• _PROBLEM DETAILS_: Transcribe the lines below verbatim, skipping the images.
**********
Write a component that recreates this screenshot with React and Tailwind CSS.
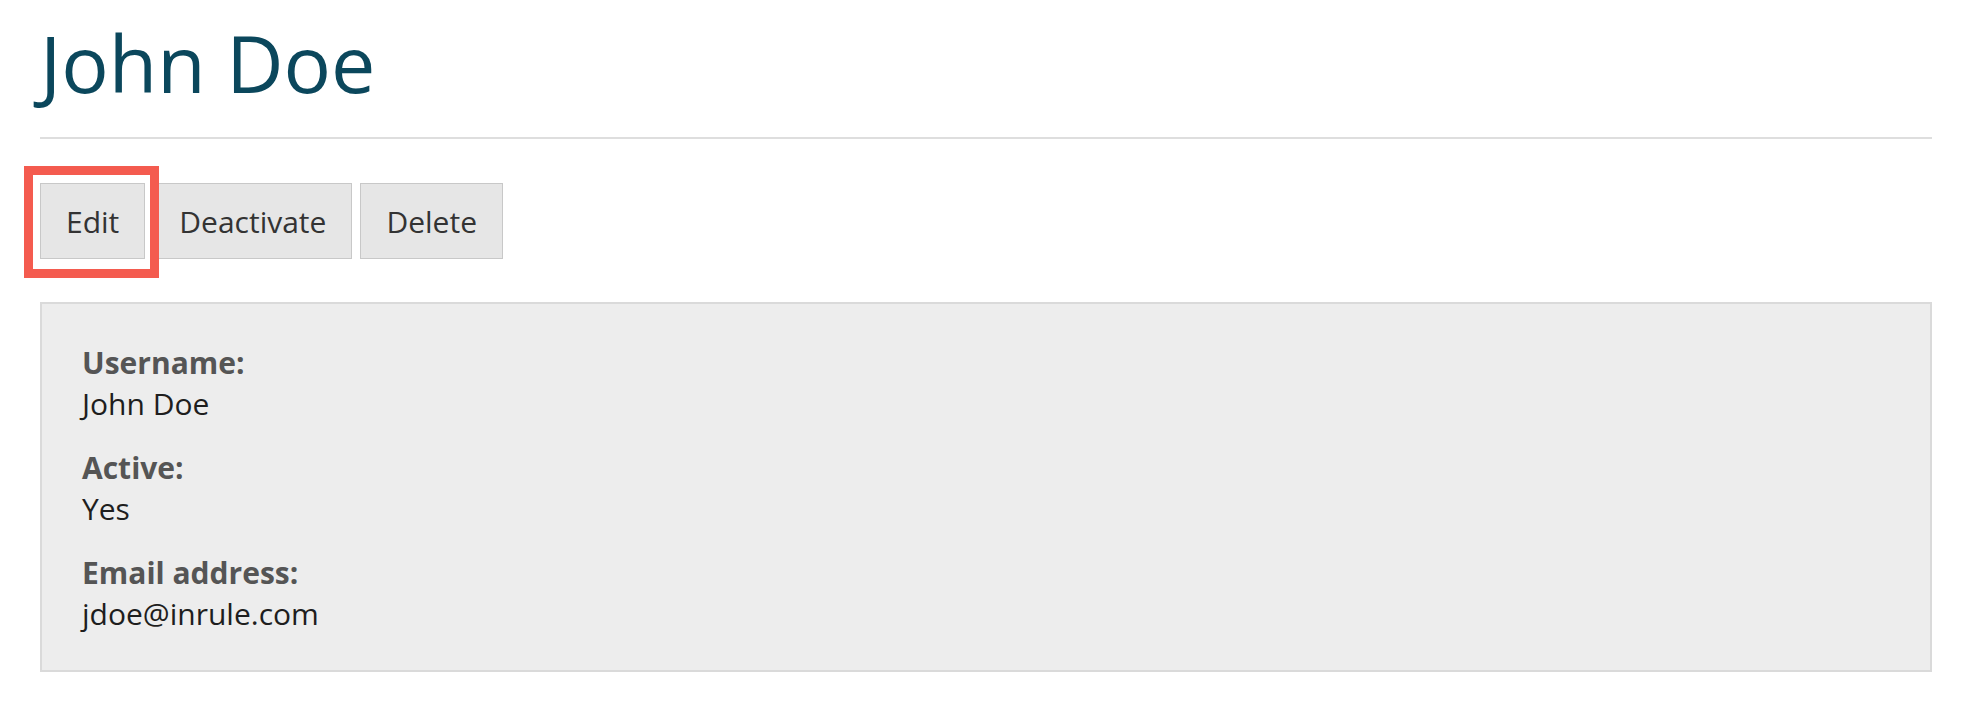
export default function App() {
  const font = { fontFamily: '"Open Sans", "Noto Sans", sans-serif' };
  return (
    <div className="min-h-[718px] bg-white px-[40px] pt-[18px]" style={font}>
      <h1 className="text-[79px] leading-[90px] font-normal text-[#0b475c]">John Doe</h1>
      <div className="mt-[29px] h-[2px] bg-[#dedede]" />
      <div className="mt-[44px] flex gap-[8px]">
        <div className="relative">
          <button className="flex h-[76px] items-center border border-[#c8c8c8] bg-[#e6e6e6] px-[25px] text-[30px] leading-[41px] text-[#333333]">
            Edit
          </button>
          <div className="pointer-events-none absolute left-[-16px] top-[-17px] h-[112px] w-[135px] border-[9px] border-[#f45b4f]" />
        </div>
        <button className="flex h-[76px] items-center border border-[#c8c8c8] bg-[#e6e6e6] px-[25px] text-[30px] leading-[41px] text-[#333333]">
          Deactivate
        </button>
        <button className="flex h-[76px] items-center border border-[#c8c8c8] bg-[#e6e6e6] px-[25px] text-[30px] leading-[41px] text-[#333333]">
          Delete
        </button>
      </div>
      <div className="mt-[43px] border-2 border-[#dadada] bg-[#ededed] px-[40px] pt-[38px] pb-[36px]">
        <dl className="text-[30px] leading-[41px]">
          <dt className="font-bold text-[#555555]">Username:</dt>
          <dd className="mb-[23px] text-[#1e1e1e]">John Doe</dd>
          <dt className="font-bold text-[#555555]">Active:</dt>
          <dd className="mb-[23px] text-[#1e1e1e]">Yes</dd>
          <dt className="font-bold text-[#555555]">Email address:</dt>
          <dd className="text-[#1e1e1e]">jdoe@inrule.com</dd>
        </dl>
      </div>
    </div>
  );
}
**********
• _RESPONSE BELOW_:
Write a component that recreates this screenshot with React and Tailwind CSS.
export default function App() {
  const font = { fontFamily: '"Open Sans", "Noto Sans", sans-serif' };
  return (
    <div className="min-h-[718px] bg-white px-[40px] pt-[18px]" style={font}>
      <h1 className="text-[79px] leading-[90px] font-normal text-[#0b475c]">John Doe</h1>
      <div className="mt-[29px] h-[2px] bg-[#dedede]" />
      <div className="mt-[44px] flex gap-[8px]">
        <div className="relative">
          <button className="flex h-[76px] items-center border border-[#c8c8c8] bg-[#e6e6e6] px-[25px] text-[30px] leading-[41px] text-[#333333]">
            Edit
          </button>
          <div className="pointer-events-none absolute left-[-16px] top-[-17px] h-[112px] w-[135px] border-[9px] border-[#f45b4f]" />
        </div>
        <button className="flex h-[76px] items-center border border-[#c8c8c8] bg-[#e6e6e6] px-[25px] text-[30px] leading-[41px] text-[#333333]">
          Deactivate
        </button>
        <button className="flex h-[76px] items-center border border-[#c8c8c8] bg-[#e6e6e6] px-[25px] text-[30px] leading-[41px] text-[#333333]">
          Delete
        </button>
      </div>
      <div className="mt-[43px] border-2 border-[#dadada] bg-[#ededed] px-[40px] pt-[38px] pb-[36px]">
        <dl className="text-[30px] leading-[41px]">
          <dt className="font-bold text-[#555555]">Username:</dt>
          <dd className="mb-[23px] text-[#1e1e1e]">John Doe</dd>
          <dt className="font-bold text-[#555555]">Active:</dt>
          <dd className="mb-[23px] text-[#1e1e1e]">Yes</dd>
          <dt className="font-bold text-[#555555]">Email address:</dt>
          <dd className="text-[#1e1e1e]">jdoe@inrule.com</dd>
        </dl>
      </div>
    </div>
  );
}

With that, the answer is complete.